Brown hosted the roundtable, saying it provided an ideal opportunity to bring key bus industry stakeholders together to discuss practical, regulatory vehicle design and behavioural changes to reduce the likelihood of future bus crashes.

Although it was a touchstone moment in bus safety in Australia, Brown is intent on ensuring the roundtable is only the start of important safety discussions for the local bus and coach industry.

Carol Brown. Image Supplied: Federal government

“We’ll also continue reviewing, consulting on and updating Australia’s legislated road vehicle standards, also known as Australian Design Rules or ADRs,” Brown says.

“We’ll do so to ensure an acceptable level of safety, emission control and anti-theft protection across all new vehicles when they are first provided to the Australian market.”

This ADR review is already resulting in various recent advancements made to bolster bus safety in Australia for the future. This includes mandating reversing technologies to reduce the devastating impact of reverse-crash road trauma through ADR 108 and mandating Advanced Emergency Braking Systems to avoid or mitigate the severity of rear-end collisions in ADR 97.

While doing so, Brown says the government is also currently investigating options for implementing new ADRs and supporting regulatory frameworks for the latest technology.

“This includes supporting regulation for lane keeping systems that support vehicles, including buses, to safely stay in their lane,” Brown says.

“We’re also investigating event data recorders, or black boxes, which support crash investigations and follow-ups.”

Safety isn’t just being seen through new technologies – Brown says the government has also prepared an impact analysis on options to increase the width of heavy freight vehicles that include certain safety updates.

“This package of amendments was publicly consulted on in a discussion paper and the department is finalising advice and recommendations for the government,” Brown says.

“At the request of the bus industry at the start of this project, the review hasn’t considered width increase for buses.”

Sustainability and more

Yet safety isn’t Brown’s and the government’s only focus in the bus and coach sphere. While the ministerial safety roundtable is certainly a major part of recent movements, Brown says the federal government has also been looking into the continual challenge that is the zero-emissions bus transition.

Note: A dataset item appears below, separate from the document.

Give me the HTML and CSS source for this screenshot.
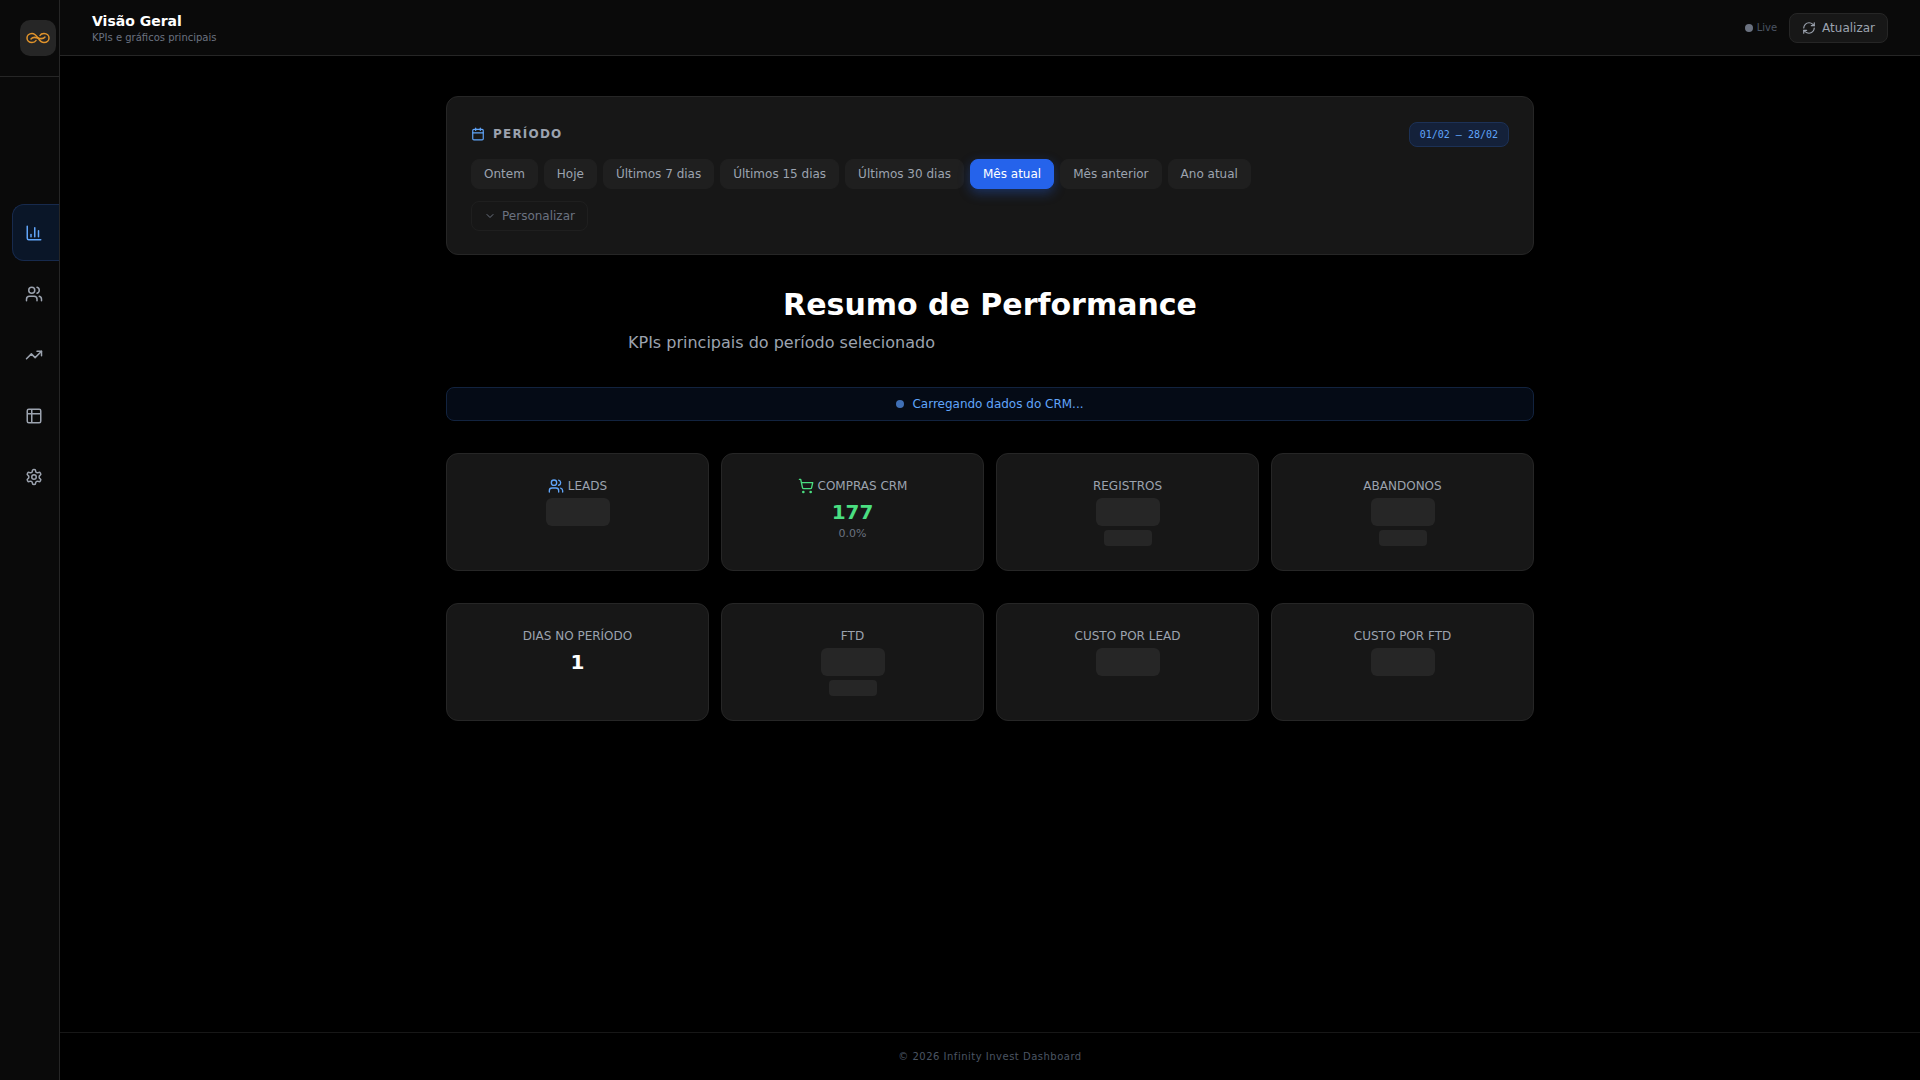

Brown says the government is currently implementing the Euro VI noxious emissions standards for new heavy vehicles.

From November 1 next year, ADR 80/04 will add another layer of sustainability regulation to Australian buses and coaches on the roads.

“This will ensure new heavy vehicles in Australia, including buses and coaches, feature cleaner and more fuel-efficient engines,” Brown says.

“That will provide substantial health benefits to the community and reduce carbon dioxide emissions.”

On top of this, Brown has lifted the lid on a Transport and Infrastructure Next Zero Roadmap and Action Plan that the government is working on. In consultation with stakeholders, the action plan will cover the heavy vehicle sector, including buses and coaches.

The federal government is also supporting making low and zero-emissions buses more affordable and easier to supply and receive for customers.

“We will also work with states and territory governments to deliver projects such as our $125 million commitment to support a new electric bus network for Perth,” Brown says.

“We’ll do this through upgrades to bus depots and installing charging infrastructure.”

When it comes to the local content of procuring buses, neither the Road Vehicle Standards Act 2018 nor ADRs differentiate between imported and locally made vehicles.

All of this summarises an industry that is busier than ever before. While Brown says the government will continue to look into these areas of safety, technology and sustainability, more processes and developments will keep coming as the federal government maintains its focus on the bus and coach industry’s future.

“Our movements build on a range of processes underway to underpin the broader road transport sector’s transition to zero-emissions technology,” Brown says.

“This includes the development of a Fuel Efficiency Standard (FES) and consideration of Euro 6d for light vehicles.

“Initiatives such as an Australian FES and Euro 6d will not only reduce transport emissions and improve air quality, but give Australians more choice about the cars they can buy while saving them money at the petrol pump.”